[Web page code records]
%%

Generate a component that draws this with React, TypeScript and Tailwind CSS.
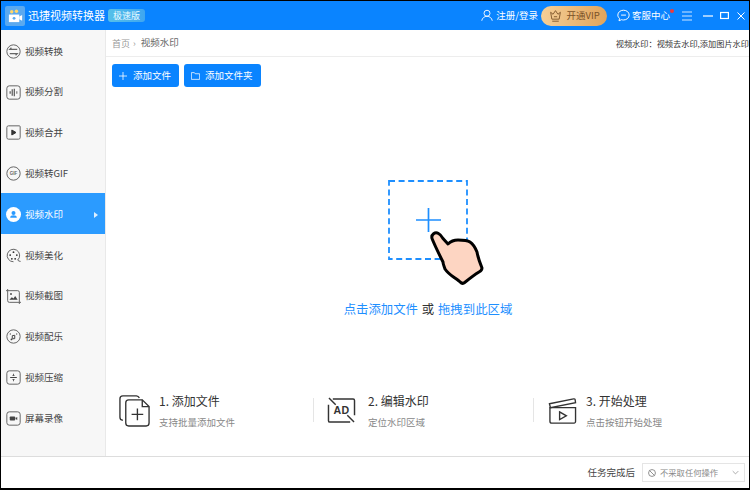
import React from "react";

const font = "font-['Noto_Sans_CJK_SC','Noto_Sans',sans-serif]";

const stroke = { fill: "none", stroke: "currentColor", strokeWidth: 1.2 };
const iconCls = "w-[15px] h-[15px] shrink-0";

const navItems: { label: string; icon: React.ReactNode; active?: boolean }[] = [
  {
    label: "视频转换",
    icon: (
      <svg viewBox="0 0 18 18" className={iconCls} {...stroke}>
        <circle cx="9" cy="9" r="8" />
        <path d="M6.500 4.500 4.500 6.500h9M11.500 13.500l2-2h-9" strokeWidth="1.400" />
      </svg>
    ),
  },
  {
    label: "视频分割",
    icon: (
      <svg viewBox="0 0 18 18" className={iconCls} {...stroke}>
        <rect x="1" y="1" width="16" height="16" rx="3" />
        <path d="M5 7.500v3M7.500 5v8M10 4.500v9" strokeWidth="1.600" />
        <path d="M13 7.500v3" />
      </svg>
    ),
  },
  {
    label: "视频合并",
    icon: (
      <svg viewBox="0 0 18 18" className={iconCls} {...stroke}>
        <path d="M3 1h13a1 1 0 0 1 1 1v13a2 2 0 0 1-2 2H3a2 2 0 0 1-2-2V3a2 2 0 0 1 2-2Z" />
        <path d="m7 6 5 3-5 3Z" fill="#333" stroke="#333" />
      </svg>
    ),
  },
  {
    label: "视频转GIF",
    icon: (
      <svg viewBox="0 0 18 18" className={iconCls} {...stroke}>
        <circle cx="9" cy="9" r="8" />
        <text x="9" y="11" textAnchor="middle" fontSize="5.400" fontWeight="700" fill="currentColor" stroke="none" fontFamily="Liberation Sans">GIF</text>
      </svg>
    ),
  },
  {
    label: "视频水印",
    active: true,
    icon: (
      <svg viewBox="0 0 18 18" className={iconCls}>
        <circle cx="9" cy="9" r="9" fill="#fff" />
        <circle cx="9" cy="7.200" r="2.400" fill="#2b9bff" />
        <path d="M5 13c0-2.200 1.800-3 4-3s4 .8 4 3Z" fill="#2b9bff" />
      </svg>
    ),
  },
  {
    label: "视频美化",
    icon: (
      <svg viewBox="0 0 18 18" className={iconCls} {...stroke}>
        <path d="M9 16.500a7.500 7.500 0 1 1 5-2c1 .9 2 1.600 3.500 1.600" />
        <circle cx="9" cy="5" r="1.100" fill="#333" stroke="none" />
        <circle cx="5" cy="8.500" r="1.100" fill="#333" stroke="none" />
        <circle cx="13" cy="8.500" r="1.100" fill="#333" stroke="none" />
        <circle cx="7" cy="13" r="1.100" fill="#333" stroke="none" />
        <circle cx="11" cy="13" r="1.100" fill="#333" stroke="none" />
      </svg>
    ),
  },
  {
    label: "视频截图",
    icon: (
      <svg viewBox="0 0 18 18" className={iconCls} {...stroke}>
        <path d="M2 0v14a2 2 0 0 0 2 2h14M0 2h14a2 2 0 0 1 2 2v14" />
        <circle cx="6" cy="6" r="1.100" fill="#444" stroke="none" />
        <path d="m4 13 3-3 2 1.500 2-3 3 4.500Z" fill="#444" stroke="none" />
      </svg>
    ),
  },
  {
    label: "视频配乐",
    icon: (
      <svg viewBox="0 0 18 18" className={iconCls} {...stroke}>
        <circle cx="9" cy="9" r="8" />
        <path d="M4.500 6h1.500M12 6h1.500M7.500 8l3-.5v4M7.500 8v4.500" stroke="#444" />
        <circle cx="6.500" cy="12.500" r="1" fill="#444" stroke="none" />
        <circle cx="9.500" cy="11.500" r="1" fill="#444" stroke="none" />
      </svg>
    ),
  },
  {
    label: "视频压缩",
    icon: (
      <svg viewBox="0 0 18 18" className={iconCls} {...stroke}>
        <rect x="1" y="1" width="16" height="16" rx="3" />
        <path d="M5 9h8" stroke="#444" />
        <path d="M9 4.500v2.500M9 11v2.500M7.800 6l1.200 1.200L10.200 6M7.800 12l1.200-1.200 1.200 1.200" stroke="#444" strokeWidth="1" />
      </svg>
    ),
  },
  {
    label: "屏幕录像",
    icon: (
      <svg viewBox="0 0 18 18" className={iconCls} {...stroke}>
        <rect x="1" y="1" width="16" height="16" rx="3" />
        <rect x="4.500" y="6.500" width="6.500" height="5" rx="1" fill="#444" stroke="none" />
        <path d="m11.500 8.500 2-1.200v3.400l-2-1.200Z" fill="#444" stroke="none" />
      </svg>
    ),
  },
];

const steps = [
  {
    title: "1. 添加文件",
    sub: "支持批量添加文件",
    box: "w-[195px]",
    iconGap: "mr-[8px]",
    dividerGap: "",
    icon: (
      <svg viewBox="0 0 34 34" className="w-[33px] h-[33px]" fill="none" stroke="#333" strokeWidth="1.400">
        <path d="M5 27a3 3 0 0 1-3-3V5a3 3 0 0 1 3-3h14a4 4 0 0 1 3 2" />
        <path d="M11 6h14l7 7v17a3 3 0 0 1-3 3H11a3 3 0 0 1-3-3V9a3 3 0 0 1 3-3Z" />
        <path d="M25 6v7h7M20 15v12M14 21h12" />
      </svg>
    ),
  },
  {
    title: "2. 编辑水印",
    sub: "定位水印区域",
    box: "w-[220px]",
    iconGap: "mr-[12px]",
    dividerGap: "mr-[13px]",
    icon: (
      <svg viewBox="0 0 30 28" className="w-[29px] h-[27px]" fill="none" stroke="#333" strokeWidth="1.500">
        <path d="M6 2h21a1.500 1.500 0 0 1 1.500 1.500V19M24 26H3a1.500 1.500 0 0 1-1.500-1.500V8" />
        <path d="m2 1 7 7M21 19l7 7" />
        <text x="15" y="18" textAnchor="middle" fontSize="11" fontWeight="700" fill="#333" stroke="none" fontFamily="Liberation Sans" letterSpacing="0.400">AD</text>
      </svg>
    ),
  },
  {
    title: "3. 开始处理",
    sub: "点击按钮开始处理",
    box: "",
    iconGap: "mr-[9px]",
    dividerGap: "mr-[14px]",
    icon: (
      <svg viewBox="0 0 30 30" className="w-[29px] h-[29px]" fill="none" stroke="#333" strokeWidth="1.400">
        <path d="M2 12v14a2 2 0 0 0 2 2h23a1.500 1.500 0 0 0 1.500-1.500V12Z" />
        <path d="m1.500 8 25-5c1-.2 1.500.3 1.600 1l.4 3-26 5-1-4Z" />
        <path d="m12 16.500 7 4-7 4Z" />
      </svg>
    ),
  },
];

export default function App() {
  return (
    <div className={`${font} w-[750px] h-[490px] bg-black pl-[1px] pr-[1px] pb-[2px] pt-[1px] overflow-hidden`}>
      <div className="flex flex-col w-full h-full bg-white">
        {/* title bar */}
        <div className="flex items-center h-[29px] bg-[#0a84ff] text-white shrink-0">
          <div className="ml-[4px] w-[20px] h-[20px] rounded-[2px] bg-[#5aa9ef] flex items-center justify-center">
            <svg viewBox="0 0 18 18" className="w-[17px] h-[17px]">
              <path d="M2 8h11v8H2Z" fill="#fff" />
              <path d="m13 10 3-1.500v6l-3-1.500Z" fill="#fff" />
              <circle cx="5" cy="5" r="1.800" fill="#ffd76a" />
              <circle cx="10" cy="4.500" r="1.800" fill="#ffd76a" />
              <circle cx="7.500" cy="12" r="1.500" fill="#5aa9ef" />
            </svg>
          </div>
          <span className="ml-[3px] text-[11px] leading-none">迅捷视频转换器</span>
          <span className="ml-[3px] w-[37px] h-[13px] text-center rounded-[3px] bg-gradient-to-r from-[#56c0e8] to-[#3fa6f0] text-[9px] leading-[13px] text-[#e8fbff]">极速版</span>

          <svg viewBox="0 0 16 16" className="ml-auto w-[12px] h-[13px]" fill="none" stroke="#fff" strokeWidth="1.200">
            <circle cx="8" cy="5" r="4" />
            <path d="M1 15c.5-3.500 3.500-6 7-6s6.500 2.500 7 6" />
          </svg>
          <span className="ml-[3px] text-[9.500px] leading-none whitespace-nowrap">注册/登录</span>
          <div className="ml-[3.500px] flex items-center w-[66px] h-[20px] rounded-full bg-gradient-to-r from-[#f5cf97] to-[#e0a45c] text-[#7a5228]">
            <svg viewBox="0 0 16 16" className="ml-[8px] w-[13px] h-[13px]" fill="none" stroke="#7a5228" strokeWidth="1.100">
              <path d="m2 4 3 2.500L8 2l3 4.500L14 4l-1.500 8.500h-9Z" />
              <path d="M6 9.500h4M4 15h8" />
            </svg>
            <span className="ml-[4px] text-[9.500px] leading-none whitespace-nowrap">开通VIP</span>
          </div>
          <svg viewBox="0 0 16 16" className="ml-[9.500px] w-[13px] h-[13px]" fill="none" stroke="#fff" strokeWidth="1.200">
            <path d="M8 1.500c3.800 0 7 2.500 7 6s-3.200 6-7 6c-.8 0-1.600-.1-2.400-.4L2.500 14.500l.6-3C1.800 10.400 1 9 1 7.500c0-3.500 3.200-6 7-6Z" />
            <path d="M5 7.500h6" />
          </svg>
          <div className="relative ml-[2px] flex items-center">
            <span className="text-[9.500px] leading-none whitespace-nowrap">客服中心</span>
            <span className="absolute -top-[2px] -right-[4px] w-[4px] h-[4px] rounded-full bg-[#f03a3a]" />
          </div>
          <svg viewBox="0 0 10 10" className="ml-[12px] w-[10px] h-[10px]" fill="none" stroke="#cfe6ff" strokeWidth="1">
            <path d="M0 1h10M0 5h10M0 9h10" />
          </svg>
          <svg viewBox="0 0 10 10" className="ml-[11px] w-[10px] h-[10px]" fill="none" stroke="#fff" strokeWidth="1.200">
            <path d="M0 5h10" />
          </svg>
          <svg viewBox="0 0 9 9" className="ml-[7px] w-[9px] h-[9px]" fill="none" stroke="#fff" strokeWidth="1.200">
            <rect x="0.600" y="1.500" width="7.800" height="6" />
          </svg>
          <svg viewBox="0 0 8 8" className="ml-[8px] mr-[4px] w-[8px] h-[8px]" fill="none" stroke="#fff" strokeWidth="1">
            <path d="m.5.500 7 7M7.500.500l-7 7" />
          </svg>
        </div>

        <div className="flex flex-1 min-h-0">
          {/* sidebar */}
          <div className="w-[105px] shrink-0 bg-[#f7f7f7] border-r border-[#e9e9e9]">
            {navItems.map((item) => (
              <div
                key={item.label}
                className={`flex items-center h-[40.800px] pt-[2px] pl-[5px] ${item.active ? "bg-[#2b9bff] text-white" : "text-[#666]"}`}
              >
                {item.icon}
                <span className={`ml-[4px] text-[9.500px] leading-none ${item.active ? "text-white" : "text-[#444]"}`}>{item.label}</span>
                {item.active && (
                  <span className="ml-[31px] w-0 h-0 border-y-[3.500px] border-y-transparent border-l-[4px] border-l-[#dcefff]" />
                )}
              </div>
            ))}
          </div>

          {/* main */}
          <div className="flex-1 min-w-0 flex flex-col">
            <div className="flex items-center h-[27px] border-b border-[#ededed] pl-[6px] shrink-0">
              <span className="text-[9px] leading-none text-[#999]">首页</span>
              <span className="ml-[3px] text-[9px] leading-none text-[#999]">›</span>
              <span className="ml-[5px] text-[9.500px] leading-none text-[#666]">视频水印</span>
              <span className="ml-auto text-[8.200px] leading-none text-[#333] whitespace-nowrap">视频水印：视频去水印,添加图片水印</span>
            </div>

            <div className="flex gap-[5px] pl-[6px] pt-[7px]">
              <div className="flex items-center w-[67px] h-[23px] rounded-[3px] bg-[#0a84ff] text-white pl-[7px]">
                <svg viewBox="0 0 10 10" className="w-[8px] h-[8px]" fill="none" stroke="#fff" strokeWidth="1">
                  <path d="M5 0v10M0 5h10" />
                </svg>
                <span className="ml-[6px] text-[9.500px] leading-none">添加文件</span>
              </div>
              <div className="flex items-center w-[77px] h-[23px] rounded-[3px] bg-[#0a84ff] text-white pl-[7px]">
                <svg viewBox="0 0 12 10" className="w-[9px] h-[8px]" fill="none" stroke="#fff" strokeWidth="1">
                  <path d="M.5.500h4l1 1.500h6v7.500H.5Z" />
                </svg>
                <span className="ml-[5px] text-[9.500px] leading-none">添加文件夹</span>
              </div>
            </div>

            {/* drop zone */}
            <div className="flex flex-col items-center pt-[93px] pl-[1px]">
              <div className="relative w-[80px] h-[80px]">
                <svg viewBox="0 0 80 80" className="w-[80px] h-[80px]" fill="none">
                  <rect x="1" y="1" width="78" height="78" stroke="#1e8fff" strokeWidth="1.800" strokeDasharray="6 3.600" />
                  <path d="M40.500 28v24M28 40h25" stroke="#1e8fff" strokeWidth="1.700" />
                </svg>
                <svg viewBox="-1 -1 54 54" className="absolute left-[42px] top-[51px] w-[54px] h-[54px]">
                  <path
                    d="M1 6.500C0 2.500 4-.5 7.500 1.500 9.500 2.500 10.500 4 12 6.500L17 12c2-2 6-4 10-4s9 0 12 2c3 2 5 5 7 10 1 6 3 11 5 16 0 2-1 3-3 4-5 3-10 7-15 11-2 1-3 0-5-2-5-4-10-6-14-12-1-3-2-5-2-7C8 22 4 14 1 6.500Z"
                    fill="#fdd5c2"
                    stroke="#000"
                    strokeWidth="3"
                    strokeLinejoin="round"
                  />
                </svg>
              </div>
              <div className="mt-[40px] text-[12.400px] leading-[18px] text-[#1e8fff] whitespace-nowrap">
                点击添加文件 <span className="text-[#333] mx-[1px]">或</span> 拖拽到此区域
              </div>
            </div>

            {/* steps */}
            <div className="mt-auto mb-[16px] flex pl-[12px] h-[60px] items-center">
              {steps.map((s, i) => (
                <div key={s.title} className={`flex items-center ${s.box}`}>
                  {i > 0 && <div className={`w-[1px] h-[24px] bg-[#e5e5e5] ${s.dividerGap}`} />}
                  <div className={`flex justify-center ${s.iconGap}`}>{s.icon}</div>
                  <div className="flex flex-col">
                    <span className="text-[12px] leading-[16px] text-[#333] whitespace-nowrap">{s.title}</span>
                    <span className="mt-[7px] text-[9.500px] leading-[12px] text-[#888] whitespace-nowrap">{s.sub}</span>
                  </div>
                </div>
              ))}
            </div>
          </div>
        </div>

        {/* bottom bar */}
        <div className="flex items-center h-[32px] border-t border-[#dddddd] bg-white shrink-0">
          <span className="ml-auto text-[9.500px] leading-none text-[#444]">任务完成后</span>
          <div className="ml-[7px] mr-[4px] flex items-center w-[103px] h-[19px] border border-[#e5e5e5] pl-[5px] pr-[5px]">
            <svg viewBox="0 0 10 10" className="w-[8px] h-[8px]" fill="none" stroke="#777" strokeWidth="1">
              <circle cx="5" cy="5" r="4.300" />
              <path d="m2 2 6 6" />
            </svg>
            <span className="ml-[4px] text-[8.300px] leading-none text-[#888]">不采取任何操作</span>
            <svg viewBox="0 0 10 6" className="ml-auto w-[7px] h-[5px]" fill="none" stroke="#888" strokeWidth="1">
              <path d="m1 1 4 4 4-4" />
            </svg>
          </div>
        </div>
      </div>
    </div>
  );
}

%%
%%

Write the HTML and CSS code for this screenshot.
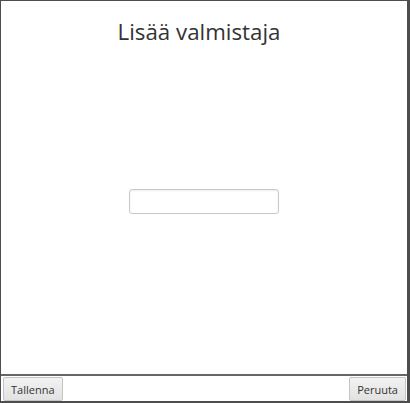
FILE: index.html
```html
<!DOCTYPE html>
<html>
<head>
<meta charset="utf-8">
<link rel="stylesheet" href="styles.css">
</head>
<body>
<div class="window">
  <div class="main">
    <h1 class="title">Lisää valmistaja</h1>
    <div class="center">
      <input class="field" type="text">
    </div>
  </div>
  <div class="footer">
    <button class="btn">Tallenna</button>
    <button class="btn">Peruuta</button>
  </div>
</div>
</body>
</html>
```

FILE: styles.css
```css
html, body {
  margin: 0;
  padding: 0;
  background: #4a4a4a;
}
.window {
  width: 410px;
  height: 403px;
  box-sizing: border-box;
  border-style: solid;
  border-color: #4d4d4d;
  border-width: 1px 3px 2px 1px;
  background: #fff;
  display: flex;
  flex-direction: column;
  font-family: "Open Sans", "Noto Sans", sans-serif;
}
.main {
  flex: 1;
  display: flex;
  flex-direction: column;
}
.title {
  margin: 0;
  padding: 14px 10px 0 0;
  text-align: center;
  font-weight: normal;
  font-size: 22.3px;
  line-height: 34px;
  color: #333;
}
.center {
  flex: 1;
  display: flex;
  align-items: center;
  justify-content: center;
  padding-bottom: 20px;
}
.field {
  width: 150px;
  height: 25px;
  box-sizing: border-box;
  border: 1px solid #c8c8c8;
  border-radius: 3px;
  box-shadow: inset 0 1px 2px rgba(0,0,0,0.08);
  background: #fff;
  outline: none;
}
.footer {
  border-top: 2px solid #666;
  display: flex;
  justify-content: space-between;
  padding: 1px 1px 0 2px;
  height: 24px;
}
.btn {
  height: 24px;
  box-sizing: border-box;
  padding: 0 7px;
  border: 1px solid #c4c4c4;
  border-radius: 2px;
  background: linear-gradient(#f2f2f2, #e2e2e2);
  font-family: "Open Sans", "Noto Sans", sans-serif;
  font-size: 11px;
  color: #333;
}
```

%%
%%

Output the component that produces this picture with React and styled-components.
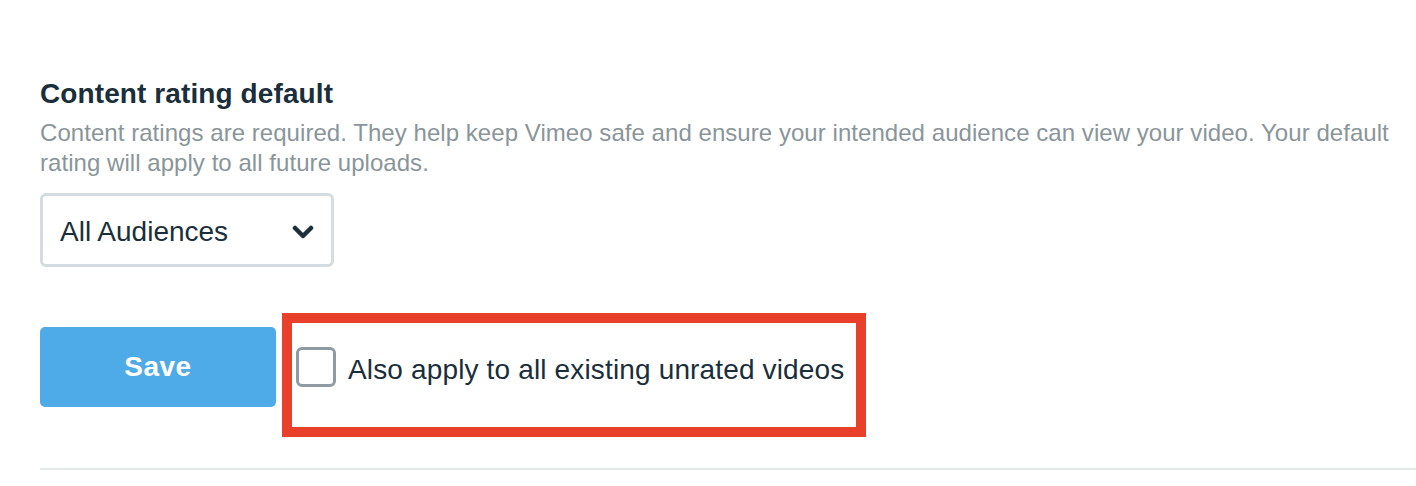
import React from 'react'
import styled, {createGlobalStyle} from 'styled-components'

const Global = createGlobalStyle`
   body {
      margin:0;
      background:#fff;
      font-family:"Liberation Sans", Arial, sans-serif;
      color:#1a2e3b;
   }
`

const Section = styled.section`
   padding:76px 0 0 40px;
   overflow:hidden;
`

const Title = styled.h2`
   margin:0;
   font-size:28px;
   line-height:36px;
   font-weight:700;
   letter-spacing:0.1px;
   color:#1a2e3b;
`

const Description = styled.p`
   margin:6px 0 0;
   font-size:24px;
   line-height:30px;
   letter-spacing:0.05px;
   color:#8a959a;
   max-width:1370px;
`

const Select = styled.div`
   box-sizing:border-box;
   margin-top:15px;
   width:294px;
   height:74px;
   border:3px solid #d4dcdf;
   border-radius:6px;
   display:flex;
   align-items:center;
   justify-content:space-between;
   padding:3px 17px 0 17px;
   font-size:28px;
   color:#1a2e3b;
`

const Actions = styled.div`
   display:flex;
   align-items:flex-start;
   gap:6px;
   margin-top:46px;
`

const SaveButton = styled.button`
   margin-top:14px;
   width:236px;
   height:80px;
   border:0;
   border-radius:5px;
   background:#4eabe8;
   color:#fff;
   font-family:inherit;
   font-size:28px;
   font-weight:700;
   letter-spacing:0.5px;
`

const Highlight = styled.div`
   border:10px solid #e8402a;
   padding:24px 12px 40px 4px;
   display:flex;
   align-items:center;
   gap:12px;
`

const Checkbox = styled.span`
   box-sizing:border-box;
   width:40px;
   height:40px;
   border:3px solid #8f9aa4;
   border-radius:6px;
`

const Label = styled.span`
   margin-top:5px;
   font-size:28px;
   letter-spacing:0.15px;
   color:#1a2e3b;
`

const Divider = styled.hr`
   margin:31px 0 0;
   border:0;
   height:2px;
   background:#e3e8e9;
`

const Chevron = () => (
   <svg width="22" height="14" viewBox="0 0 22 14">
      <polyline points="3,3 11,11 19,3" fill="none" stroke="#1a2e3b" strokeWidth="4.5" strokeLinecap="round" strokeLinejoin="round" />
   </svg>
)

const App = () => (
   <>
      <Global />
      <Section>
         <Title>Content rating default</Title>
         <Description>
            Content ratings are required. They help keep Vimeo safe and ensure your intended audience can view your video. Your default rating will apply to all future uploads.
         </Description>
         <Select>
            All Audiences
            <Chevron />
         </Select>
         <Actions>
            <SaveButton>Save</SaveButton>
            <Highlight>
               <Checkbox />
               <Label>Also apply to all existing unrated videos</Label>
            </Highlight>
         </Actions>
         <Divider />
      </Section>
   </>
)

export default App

%%

Copy out all lines where the word "React" appears.

Generate a component that draws this with React, TypeScript and Tailwind CSS.
import React from "react";
const navItems: { label: string; icon: React.ReactNode; active?: boolean }[] = [
Output the component that produces this picture with React and styled-components.
import React from 'react'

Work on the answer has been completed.